Based on my observations, the first sequence set performed much better than the second. I believe that the assumptions used by the second sequence set were not necessarily useful in the sorting process. In my testing of the first sequence I found that consistent small valued sequences yielded very good run-times when sorting. Additionally, sequences of decreasing repetition sizes also seemed to to work well. It appears that there does not seem to bee any considerable difference in sorting performance between vector distributions.
Conclusions
Based on my observations, the algorithms can be ordered from fastest to slowest as follows:
Shell sort (both sequences)
Annealing sort (both sequence sets)
Insertion sort
Bubble sort
Spin-the-Bottle sort
This is the order that I had predicted when I started working on the project.
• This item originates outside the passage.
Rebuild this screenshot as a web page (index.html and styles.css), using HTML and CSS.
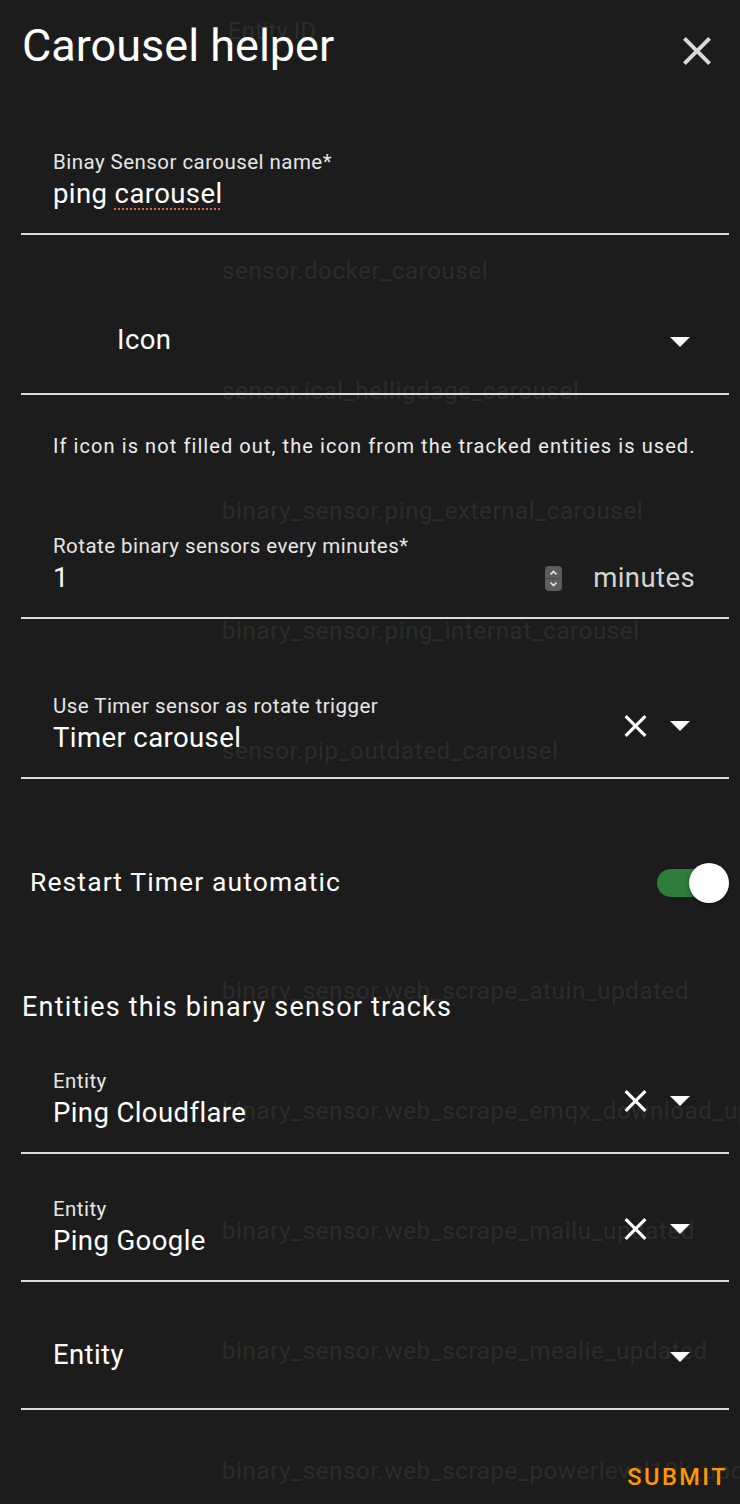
FILE: index.html
```html
<!DOCTYPE html>
<html lang="en">
<head>
<meta charset="utf-8">
<title>Carousel helper</title>
<link rel="stylesheet" href="styles.css">
</head>
<body>
<div class="screen">
  <div class="ghost" aria-hidden="true">
    <div class="ghost-row ghost-head">Entity ID</div>
    <div class="ghost-row"></div>
    <div class="ghost-row">sensor.docker_carousel</div>
    <div class="ghost-row">sensor.ical_helligdage_carousel</div>
    <div class="ghost-row">binary_sensor.ping_external_carousel</div>
    <div class="ghost-row">binary_sensor.ping_internat_carousel</div>
    <div class="ghost-row">sensor.pip_outdated_carousel</div>
    <div class="ghost-row"></div>
    <div class="ghost-row">binary_sensor.web_scrape_atuin_updated</div>
    <div class="ghost-row">binary_sensor.web_scrape_emqx_download_updated</div>
    <div class="ghost-row">binary_sensor.web_scrape_mailu_updated</div>
    <div class="ghost-row">binary_sensor.web_scrape_mealie_updated</div>
    <div class="ghost-row">binary_sensor.web_scrape_powerlevel10k_updated</div>
  </div>

  <div class="dialog">
    <header class="dlg-header">
      <h1 class="dlg-title">Carousel helper</h1>
      <span class="close-btn">
        <svg viewBox="5 5 14 14" width="28" height="28"><path d="M19,6.41L17.59,5L12,10.59L6.41,5L5,6.41L10.59,12L5,17.59L6.41,19L12,13.41L17.59,19L19,17.59L13.41,12L19,6.41Z"/></svg>
      </span>
    </header>

    <div class="field">
      <div class="field-body">
        <div class="field-label">Binay Sensor carousel name*</div>
        <div class="field-value">ping <span class="misspelled">carousel</span></div>
      </div>
    </div>

    <div class="field field-nolabel field-icon">
      <div class="field-body">
        <div class="field-value">Icon</div>
      </div>
      <div class="field-actions">
        <svg class="tri" viewBox="0 0 20 10" width="20" height="10"><path d="M0 0H20L10 10Z"/></svg>
      </div>
    </div>

    <p class="helper">If icon is not filled out, the icon from the tracked entities is used.</p>

    <div class="field">
      <div class="field-body">
        <div class="field-label">Rotate binary sensors every minutes*</div>
        <div class="value-row">
          <div class="field-value grow">1</div>
          <svg class="spinner" viewBox="0 0 17 25" width="17" height="25">
            <rect x="0" y="0" width="17" height="25" rx="4" fill="#5c5c5c"/>
            <line x1="0" y1="12.5" x2="17" y2="12.5" stroke="#4a4a4a" stroke-width="1"/>
            <path d="M5.5 8.5L8.5 5.5L11.5 8.5" fill="none" stroke="#e6e6e6" stroke-width="1.6"/>
            <path d="M5.5 16.5L8.5 19.5L11.5 16.5" fill="none" stroke="#e6e6e6" stroke-width="1.6"/>
          </svg>
          <span class="suffix">minutes</span>
        </div>
      </div>
    </div>

    <div class="field field-after">
      <div class="field-body">
        <div class="field-label">Use Timer sensor as rotate trigger</div>
        <div class="field-value">Timer carousel</div>
      </div>
      <div class="field-actions">
        <svg class="clear" viewBox="5 5 14 14" width="23" height="22"><path d="M19,6.41L17.59,5L12,10.59L6.41,5L5,6.41L10.59,12L5,17.59L6.41,19L12,13.41L17.59,19L19,17.59L13.41,12L19,6.41Z"/></svg>
        <svg class="tri" viewBox="0 0 20 10" width="20" height="10"><path d="M0 0H20L10 10Z"/></svg>
      </div>
    </div>

    <div class="toggle-row">
      <span class="toggle-label">Restart Timer automatic</span>
      <span class="switch"><span class="switch-track"></span><span class="switch-knob"></span></span>
    </div>

    <h2 class="section-title">Entities this binary sensor tracks</h2>

    <div class="entity-list">
      <div class="field">
        <div class="field-body">
          <div class="field-label">Entity</div>
          <div class="field-value">Ping Cloudflare</div>
        </div>
        <div class="field-actions">
          <svg class="clear" viewBox="5 5 14 14" width="23" height="22"><path d="M19,6.41L17.59,5L12,10.59L6.41,5L5,6.41L10.59,12L5,17.59L6.41,19L12,13.41L17.59,19L19,17.59L13.41,12L19,6.41Z"/></svg>
          <svg class="tri" viewBox="0 0 20 10" width="20" height="10"><path d="M0 0H20L10 10Z"/></svg>
        </div>
      </div>
      <div class="field">
        <div class="field-body">
          <div class="field-label">Entity</div>
          <div class="field-value">Ping Google</div>
        </div>
        <div class="field-actions">
          <svg class="clear" viewBox="5 5 14 14" width="23" height="22"><path d="M19,6.41L17.59,5L12,10.59L6.41,5L5,6.41L10.59,12L5,17.59L6.41,19L12,13.41L17.59,19L19,17.59L13.41,12L19,6.41Z"/></svg>
          <svg class="tri" viewBox="0 0 20 10" width="20" height="10"><path d="M0 0H20L10 10Z"/></svg>
        </div>
      </div>
      <div class="field field-nolabel">
        <div class="field-body">
          <div class="field-value">Entity</div>
        </div>
        <div class="field-actions">
          <svg class="tri" viewBox="0 0 20 10" width="20" height="10"><path d="M0 0H20L10 10Z"/></svg>
        </div>
      </div>
    </div>

    <div class="dlg-actions">
      <span class="submit">SUBMIT</span>
    </div>
  </div>
</div>
</body>
</html>
```

FILE: styles.css
```css
* { box-sizing: border-box; }

html, body {
  margin: 0;
  padding: 0;
  background: #1c1c1c;
}

body {
  font-family: Roboto, "Noto Sans", "Liberation Sans", sans-serif;
  color: #ffffff;
}

.screen {
  position: relative;
  width: 740px;
  height: 1504px;
  overflow: hidden;
  background: #1c1c1c;
}

/* page list showing faintly through the dialog */
.ghost {
  position: absolute;
  top: -29px;
  left: 0;
  right: 0;
  padding-left: 222px;
  color: #2c2c2c;
  font-size: 24px;
  letter-spacing: 0.64px;
  white-space: nowrap;
  z-index: 0;
}

.ghost-row {
  height: 120px;
  line-height: 120px;
}

.ghost-head {
  padding-left: 6px;
  letter-spacing: 0;
}

.dialog {
  position: relative;
  z-index: 1;
  display: flex;
  flex-direction: column;
}

.dlg-header {
  display: flex;
  align-items: flex-start;
  justify-content: space-between;
  padding: 23px 29px 0 22px;
  height: 123px;
}

.dlg-title {
  margin: 0;
  font-size: 45px;
  line-height: 45px;
  font-weight: 400;
  color: #ffffff;
}

.close-btn {
  display: flex;
  margin-top: 14px;
  fill: #d9d9d9;
}

/* text fields */
.field {
  display: flex;
  margin-left: 21px;
  width: 708px;
  height: 112px;
  border-bottom: 2px solid #dcdcdc;
  flex-shrink: 0;
}

.field-body {
  flex: 1;
  display: flex;
  flex-direction: column;
  padding-left: 32px;
  padding-top: 27px;
}

.field-label {
  font-size: 20.5px;
  line-height: 24px;
  letter-spacing: 0.45px;
  color: #e6e6e6;
  white-space: nowrap;
}

.field-value {
  margin-top: 4px;
  font-size: 27.5px;
  line-height: 32px;
  letter-spacing: 0.4px;
  color: #ffffff;
  white-space: nowrap;
}

.field-nolabel .field-body {
  justify-content: center;
  padding-top: 3px;
}

.field-nolabel .field-value {
  margin-top: 0;
}

.field-icon .field-body {
  padding-left: 96px;
}

.field-actions {
  display: flex;
  align-items: center;
  padding-top: 8px;
  padding-right: 39px;
  gap: 23px;
}

.clear { fill: #ffffff; }
.tri { fill: #ffffff; }

.misspelled {
  text-decoration: underline dotted #e06060;
  text-decoration-thickness: 2px;
  text-underline-offset: 5px;
}

.field-icon { margin-top: 48px; }

.helper {
  margin: 37px 0 47px 53px;
  font-size: 20px;
  line-height: 28px;
  letter-spacing: 1.08px;
  color: #ececec;
}

.value-row {
  display: flex;
  align-items: center;
  margin-top: 4px;
  padding-right: 34px;
}

.value-row .field-value { margin-top: 0; }

.grow { flex: 1; }

.spinner {
  margin-right: 31px;
}

.suffix {
  font-size: 27.5px;
  line-height: 32px;
  letter-spacing: 0.4px;
  color: #d4d4d4;
}

.field-after { margin-top: 48px; }

/* toggle */
.toggle-row {
  display: flex;
  align-items: center;
  justify-content: space-between;
  margin: 76px 11px 0 30px;
  height: 56px;
}

.toggle-label {
  font-size: 26.5px;
  line-height: 32px;
  letter-spacing: 1.1px;
  color: #ffffff;
  margin-top: -3px;
}

.switch {
  position: relative;
  display: flex;
  align-items: center;
  width: 72px;
  height: 40px;
}

.switch-track {
  width: 58px;
  height: 28px;
  border-radius: 14px;
  background: #2e7d3a;
}

.switch-knob {
  position: absolute;
  right: 0;
  top: 0;
  width: 40px;
  height: 40px;
  border-radius: 50%;
  background: #ffffff;
  box-shadow: 0 2px 4px rgba(0,0,0,0.45);
}

.section-title {
  margin: 78px 0 17px 22px;
  font-size: 27px;
  line-height: 36px;
  letter-spacing: 1.2px;
  font-weight: 400;
  color: #ffffff;
}

.entity-list {
  display: flex;
  flex-direction: column;
  gap: 16px;
}

.dlg-actions {
  display: flex;
  justify-content: flex-end;
  margin-top: 47px;
  padding-right: 12px;
}

.submit {
  font-size: 23.5px;
  line-height: 40px;
  font-weight: 500;
  letter-spacing: 2.5px;
  color: #ff9800;
}
```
It makes sense that spin-the-bottle sort is the slowest since it uses random index comparison sorting. Bubble sort would be the next slowest because it contains on average the highest number of comparisons and swaps, causing it to have a longer run-time. Insertion sort performed much better than bubble sort, but not better than shell or annealing sort. If inefficiently implemented, both shell and annealing sort can run extremely slow. However, in my implementations they are two of the fastest algorithms. Annealing sort is the second fastest and acts as an improvement upon spin-the-bottle sort. This sorting algorithm is able to control the randomness to within a certain degree and “temper” or repeat this a few times. Because we use this intuition in our algorithm it performs very well. Finally, shellsort performs much faster than any other algorithm that I implemented. This algorithm is a direct improvement on insertion sort which already runs fairly quick.